++++ Material ++++

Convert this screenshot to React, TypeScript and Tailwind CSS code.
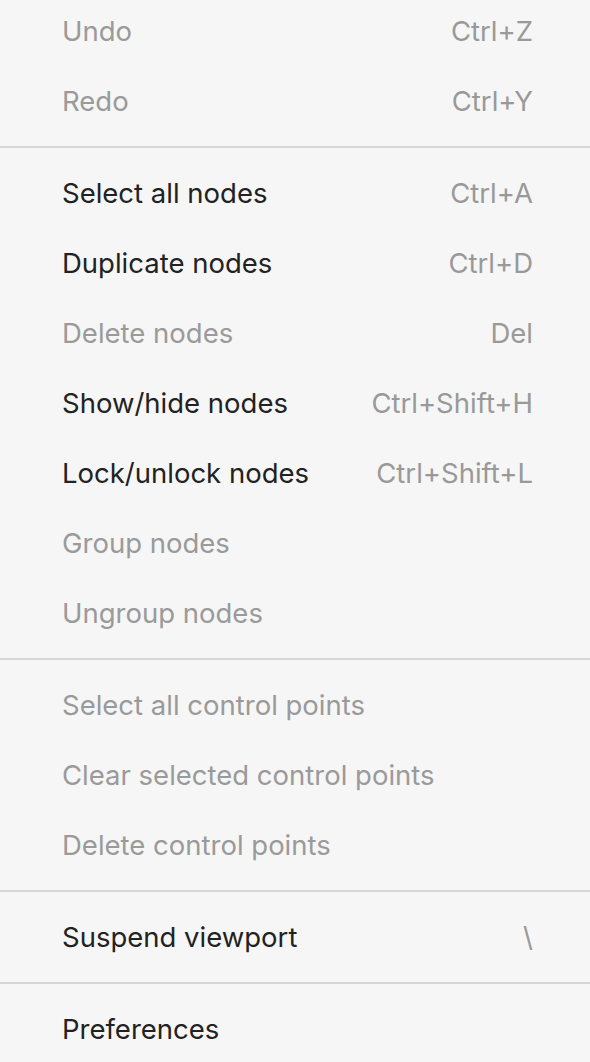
import React from 'react';

type Item = { label: string; shortcut?: string; disabled?: boolean };

const groups: Item[][] = [
    [
        { label: 'Undo', shortcut: 'Ctrl+Z', disabled: true },
        { label: 'Redo', shortcut: 'Ctrl+Y', disabled: true },
    ],
    [
        { label: 'Select all nodes', shortcut: 'Ctrl+A' },
        { label: 'Duplicate nodes', shortcut: 'Ctrl+D' },
        { label: 'Delete nodes', shortcut: 'Del', disabled: true },
        { label: 'Show/hide nodes', shortcut: 'Ctrl+Shift+H' },
        { label: 'Lock/unlock nodes', shortcut: 'Ctrl+Shift+L' },
        { label: 'Group nodes', disabled: true },
        { label: 'Ungroup nodes', disabled: true },
    ],
    [
        { label: 'Select all control points', disabled: true },
        { label: 'Clear selected control points', disabled: true },
        { label: 'Delete control points', disabled: true },
    ],
    [{ label: 'Suspend viewport', shortcut: '\\' }],
    [{ label: 'Preferences' }],
];

const MenuRow: React.FC<{ item: Item }> = ({ item }) => (
    <div className="flex h-[70px] items-center justify-between pt-[2px] pl-[62px] pr-[57px]">
        <span className={item.disabled ? 'text-[#9a9a9a]' : 'text-[#222222]'}>{item.label}</span>
        {item.shortcut && <span className="text-[#999999]">{item.shortcut}</span>}
    </div>
);

export default function App() {
    return (
        <div className="h-[1062px] w-[590px] overflow-hidden bg-[#f6f6f6] font-['Inter',sans-serif] text-[27.5px]">
            <div className="-mt-[4px]">
                {groups.map((group, gi) => (
                    <div key={gi}>
                        {gi > 0 && <div className="my-[10px] h-[2px] bg-[#d6d6d6]" />}
                        {group.map((item) => (
                            <MenuRow key={item.label} item={item} />
                        ))}
                    </div>
                ))}
            </div>
        </div>
    );
}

++++

* **Task prompt**: Begin at the first line of the material and copy each line exactly through the one containing "string; shortcut?: string;". Omit pictures.

* **Exercise solution**:
Convert this screenshot to React, TypeScript and Tailwind CSS code.
import React from 'react';

type Item = { label: string; shortcut?: string; disabled?: boolean };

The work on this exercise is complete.